> [Task details]
Repeat each line of the material below exactly as it appears, minus any pictures.
######
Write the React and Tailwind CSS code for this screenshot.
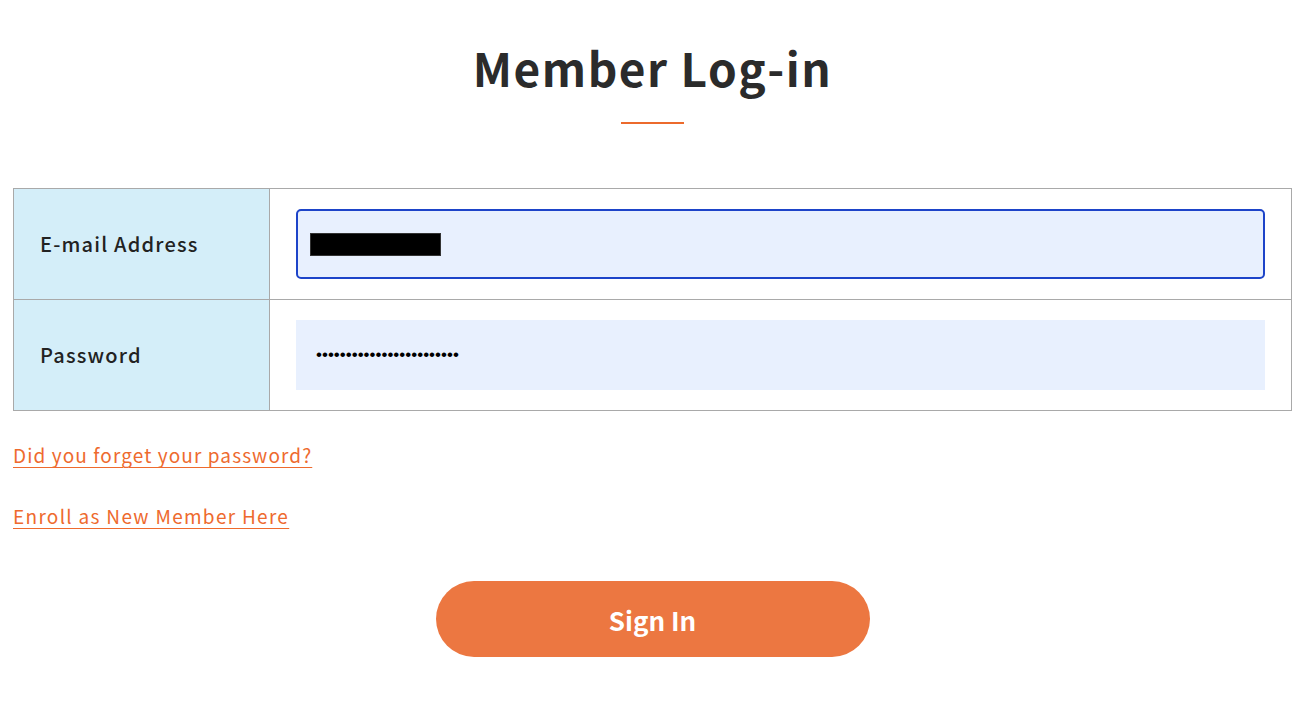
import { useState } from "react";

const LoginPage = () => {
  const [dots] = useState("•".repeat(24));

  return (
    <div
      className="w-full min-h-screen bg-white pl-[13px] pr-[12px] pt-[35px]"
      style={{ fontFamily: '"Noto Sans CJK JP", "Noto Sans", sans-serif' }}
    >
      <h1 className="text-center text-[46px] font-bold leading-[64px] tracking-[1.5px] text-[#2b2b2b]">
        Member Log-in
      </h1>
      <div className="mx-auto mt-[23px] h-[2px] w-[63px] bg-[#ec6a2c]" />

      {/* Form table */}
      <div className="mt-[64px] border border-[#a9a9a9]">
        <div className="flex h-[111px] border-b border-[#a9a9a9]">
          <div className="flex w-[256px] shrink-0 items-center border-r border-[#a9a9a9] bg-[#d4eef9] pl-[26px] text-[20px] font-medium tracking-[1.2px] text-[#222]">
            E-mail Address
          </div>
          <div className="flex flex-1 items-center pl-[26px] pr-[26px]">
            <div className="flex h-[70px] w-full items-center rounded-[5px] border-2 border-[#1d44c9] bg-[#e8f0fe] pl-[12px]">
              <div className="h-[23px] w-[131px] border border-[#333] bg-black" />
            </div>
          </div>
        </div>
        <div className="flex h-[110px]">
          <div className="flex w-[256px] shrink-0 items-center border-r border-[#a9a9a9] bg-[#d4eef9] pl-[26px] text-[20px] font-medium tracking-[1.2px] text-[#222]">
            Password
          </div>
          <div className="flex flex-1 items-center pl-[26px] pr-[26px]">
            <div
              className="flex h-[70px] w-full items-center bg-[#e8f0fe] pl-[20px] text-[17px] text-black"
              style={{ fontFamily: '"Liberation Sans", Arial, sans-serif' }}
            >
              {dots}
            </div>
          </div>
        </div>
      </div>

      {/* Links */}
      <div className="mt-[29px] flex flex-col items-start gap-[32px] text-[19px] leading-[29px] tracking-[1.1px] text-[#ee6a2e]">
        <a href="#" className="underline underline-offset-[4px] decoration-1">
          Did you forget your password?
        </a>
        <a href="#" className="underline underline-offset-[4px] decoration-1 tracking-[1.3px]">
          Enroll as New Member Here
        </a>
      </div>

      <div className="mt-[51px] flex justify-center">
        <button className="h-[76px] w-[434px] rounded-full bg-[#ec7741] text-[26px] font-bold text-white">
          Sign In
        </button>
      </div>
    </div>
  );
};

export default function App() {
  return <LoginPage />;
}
######
> [Full response]
Write the React and Tailwind CSS code for this screenshot.
import { useState } from "react";

const LoginPage = () => {
  const [dots] = useState("•".repeat(24));

  return (
    <div
      className="w-full min-h-screen bg-white pl-[13px] pr-[12px] pt-[35px]"
      style={{ fontFamily: '"Noto Sans CJK JP", "Noto Sans", sans-serif' }}
    >
      <h1 className="text-center text-[46px] font-bold leading-[64px] tracking-[1.5px] text-[#2b2b2b]">
        Member Log-in
      </h1>
      <div className="mx-auto mt-[23px] h-[2px] w-[63px] bg-[#ec6a2c]" />

      {/* Form table */}
      <div className="mt-[64px] border border-[#a9a9a9]">
        <div className="flex h-[111px] border-b border-[#a9a9a9]">
          <div className="flex w-[256px] shrink-0 items-center border-r border-[#a9a9a9] bg-[#d4eef9] pl-[26px] text-[20px] font-medium tracking-[1.2px] text-[#222]">
            E-mail Address
          </div>
          <div className="flex flex-1 items-center pl-[26px] pr-[26px]">
            <div className="flex h-[70px] w-full items-center rounded-[5px] border-2 border-[#1d44c9] bg-[#e8f0fe] pl-[12px]">
              <div className="h-[23px] w-[131px] border border-[#333] bg-black" />
            </div>
          </div>
        </div>
        <div className="flex h-[110px]">
          <div className="flex w-[256px] shrink-0 items-center border-r border-[#a9a9a9] bg-[#d4eef9] pl-[26px] text-[20px] font-medium tracking-[1.2px] text-[#222]">
            Password
          </div>
          <div className="flex flex-1 items-center pl-[26px] pr-[26px]">
            <div
              className="flex h-[70px] w-full items-center bg-[#e8f0fe] pl-[20px] text-[17px] text-black"
              style={{ fontFamily: '"Liberation Sans", Arial, sans-serif' }}
            >
              {dots}
            </div>
          </div>
        </div>
      </div>

      {/* Links */}
      <div className="mt-[29px] flex flex-col items-start gap-[32px] text-[19px] leading-[29px] tracking-[1.1px] text-[#ee6a2e]">
        <a href="#" className="underline underline-offset-[4px] decoration-1">
          Did you forget your password?
        </a>
        <a href="#" className="underline underline-offset-[4px] decoration-1 tracking-[1.3px]">
          Enroll as New Member Here
        </a>
      </div>

      <div className="mt-[51px] flex justify-center">
        <button className="h-[76px] w-[434px] rounded-full bg-[#ec7741] text-[26px] font-bold text-white">
          Sign In
        </button>
      </div>
    </div>
  );
};

export default function App() {
  return <LoginPage />;
}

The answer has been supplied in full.